Either way, in a fairer, freer world, the Charmin Charter (formerly known as the U.S. Constitution) would include a race and gender equal rights amendment; open borders that welcome everyone without exception or limitation on travel, residence, or occupation; and, if all goes well, pilot training and air travel vouchers for anyone with a Middle Eastern accent.

So far, that's just a short list of protester demands, but just like Obama, the people leaving huge piles of refuse in Zuccotti Park just want a cleaner, "better world."  What better way to usher in the dream than with a president who blames the job-creators for preventing employment, and where unemployed demonstrators poop on vehicles driven by individuals represented by the very unions Obama supposedly supports? 

Occupy Wall Street has provided the president with a unique opportunity to finally fulfill that stimulus promise he made so long ago to deliver "shovel-ready jobs."  It just so happens that the shoveling will be done alongside police vehicles; around fire hydrants; and in filthy, garbage-strewn parks.

There's no denying the creativity of putting people to work by rallying a rowdy group of spoiled, over-indulged, ungrateful slobs to cultivate a sanitation crisis while they demand higher pay for doing jobs they view as beneath them. 

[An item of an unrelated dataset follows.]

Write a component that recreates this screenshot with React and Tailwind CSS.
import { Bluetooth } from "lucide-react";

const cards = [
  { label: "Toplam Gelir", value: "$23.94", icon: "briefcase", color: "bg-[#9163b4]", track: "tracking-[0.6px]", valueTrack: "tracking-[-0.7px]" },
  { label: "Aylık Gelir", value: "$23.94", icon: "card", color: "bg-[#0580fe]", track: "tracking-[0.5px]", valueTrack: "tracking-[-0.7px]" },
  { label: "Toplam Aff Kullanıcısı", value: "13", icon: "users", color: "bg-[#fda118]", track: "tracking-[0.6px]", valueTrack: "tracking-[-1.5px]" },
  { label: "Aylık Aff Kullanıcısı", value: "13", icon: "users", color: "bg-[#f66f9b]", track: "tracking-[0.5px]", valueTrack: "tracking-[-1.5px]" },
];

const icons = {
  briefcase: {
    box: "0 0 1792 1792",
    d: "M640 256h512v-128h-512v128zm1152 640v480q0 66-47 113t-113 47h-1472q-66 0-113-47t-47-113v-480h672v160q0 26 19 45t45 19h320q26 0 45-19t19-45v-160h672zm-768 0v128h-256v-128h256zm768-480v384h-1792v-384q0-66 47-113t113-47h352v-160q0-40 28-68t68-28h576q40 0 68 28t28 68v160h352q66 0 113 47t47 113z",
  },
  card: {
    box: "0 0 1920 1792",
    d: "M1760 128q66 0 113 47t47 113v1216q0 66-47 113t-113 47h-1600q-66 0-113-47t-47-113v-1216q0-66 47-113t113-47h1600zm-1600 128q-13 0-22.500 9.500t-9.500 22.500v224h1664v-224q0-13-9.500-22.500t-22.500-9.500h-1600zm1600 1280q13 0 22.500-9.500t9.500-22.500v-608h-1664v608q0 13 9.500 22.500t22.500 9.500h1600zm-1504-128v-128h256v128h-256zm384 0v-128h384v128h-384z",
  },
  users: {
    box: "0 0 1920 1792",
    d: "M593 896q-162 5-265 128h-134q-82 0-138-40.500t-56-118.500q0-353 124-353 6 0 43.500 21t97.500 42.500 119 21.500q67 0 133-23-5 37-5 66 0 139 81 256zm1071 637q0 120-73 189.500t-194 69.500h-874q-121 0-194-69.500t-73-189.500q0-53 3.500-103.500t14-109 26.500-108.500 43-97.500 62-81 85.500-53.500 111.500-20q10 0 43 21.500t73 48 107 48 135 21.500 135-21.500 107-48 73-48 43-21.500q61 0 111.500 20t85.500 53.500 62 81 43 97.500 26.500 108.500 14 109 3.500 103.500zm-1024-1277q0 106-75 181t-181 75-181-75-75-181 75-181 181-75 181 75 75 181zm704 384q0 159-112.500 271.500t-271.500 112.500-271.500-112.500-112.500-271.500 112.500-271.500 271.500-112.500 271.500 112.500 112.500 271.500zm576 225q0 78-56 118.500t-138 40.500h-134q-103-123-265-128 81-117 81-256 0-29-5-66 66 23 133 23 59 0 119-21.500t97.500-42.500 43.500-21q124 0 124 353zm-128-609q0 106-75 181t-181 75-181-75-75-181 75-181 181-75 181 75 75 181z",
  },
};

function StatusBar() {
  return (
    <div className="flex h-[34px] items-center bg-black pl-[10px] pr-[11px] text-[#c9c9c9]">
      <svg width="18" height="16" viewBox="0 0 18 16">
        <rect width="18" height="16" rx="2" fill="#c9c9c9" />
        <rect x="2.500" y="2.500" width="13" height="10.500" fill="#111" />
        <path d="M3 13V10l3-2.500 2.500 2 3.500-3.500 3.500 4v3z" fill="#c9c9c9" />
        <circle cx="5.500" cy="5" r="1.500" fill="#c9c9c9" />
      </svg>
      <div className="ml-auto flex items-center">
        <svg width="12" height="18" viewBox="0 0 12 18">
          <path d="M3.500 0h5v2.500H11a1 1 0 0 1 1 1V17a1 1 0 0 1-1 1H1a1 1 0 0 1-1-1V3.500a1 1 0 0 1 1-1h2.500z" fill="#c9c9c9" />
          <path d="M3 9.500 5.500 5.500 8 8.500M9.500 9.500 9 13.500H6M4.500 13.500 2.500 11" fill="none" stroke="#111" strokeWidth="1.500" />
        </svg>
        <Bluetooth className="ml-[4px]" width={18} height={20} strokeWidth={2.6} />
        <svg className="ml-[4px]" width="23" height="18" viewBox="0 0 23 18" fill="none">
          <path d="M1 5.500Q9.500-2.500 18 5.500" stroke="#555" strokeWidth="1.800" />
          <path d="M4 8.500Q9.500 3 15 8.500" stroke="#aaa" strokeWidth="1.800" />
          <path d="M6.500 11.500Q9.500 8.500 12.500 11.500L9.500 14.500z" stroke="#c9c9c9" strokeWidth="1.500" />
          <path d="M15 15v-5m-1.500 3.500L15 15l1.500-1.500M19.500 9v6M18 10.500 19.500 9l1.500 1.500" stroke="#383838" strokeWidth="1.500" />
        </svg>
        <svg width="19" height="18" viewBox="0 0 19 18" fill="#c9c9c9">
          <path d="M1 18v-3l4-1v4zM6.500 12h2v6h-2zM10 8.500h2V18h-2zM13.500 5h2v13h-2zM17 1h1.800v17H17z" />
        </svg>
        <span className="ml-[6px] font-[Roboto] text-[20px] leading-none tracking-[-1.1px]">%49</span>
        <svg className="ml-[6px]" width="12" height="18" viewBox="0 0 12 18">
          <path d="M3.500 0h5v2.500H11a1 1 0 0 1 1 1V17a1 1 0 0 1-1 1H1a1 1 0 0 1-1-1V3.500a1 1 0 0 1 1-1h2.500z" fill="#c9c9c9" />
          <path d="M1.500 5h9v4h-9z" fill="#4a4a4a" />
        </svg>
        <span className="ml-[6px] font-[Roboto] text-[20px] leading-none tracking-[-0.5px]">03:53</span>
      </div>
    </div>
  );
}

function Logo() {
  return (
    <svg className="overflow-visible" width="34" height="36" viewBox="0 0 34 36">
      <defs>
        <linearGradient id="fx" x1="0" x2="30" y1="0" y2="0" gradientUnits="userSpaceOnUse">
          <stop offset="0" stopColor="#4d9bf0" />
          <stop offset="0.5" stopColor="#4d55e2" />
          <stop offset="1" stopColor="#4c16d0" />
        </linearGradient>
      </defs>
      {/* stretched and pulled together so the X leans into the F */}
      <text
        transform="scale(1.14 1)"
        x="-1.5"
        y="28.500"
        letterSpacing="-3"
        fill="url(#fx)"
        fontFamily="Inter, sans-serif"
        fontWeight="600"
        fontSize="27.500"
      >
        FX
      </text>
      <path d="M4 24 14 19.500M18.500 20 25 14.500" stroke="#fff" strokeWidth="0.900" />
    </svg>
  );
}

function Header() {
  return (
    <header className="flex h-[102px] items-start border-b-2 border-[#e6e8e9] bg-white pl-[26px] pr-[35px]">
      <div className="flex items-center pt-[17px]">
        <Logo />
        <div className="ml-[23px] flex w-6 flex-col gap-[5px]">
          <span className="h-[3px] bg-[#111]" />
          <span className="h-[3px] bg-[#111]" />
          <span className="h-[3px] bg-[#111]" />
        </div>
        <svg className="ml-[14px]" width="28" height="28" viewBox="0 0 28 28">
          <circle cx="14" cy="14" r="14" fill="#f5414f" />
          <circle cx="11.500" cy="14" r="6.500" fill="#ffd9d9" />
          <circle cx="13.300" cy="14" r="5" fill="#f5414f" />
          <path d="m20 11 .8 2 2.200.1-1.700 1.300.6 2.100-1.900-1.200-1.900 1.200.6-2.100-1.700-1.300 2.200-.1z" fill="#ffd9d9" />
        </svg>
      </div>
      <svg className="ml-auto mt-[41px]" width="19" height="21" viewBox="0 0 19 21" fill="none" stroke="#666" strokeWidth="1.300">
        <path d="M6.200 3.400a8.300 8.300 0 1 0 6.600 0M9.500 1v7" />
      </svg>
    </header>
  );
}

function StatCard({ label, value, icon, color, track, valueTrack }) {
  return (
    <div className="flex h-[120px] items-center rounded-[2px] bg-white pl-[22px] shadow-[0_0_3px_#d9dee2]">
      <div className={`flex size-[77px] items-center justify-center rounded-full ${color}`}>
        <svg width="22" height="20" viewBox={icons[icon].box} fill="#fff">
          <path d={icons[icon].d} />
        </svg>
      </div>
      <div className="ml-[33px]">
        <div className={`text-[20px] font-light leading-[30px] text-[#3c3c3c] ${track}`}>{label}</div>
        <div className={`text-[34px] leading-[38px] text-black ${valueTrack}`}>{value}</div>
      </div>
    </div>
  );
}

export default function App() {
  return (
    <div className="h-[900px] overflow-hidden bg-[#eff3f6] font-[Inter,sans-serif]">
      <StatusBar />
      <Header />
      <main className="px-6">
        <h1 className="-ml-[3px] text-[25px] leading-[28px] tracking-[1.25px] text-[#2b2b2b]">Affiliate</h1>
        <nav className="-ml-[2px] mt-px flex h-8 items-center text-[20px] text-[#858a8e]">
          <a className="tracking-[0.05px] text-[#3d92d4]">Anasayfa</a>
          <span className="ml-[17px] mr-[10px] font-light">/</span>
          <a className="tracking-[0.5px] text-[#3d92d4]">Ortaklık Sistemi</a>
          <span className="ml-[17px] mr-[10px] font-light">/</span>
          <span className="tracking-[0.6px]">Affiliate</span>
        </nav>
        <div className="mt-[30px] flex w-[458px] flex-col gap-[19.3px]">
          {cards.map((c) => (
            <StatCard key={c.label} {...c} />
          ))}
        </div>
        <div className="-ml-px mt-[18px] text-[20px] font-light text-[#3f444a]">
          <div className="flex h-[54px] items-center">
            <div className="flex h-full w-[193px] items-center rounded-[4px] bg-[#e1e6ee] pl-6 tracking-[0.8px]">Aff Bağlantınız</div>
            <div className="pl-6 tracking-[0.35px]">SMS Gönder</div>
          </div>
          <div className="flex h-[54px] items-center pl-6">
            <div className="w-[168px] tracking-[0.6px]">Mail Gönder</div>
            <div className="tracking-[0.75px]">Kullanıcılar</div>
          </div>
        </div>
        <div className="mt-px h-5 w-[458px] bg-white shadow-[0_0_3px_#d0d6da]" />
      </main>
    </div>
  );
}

All in all, the effort -- complete with hula-hoops, face paint, and wool caps -- has contributed to what is turning out to be a nationwide success story.  Because like the protesters, while occupying the White House, Barack Obama has also successfully orchestrated a "movement" exemplifying the political mess he's made of the nation.  He's doing to America the same thing that guy did to the police car while occupying Wall Street.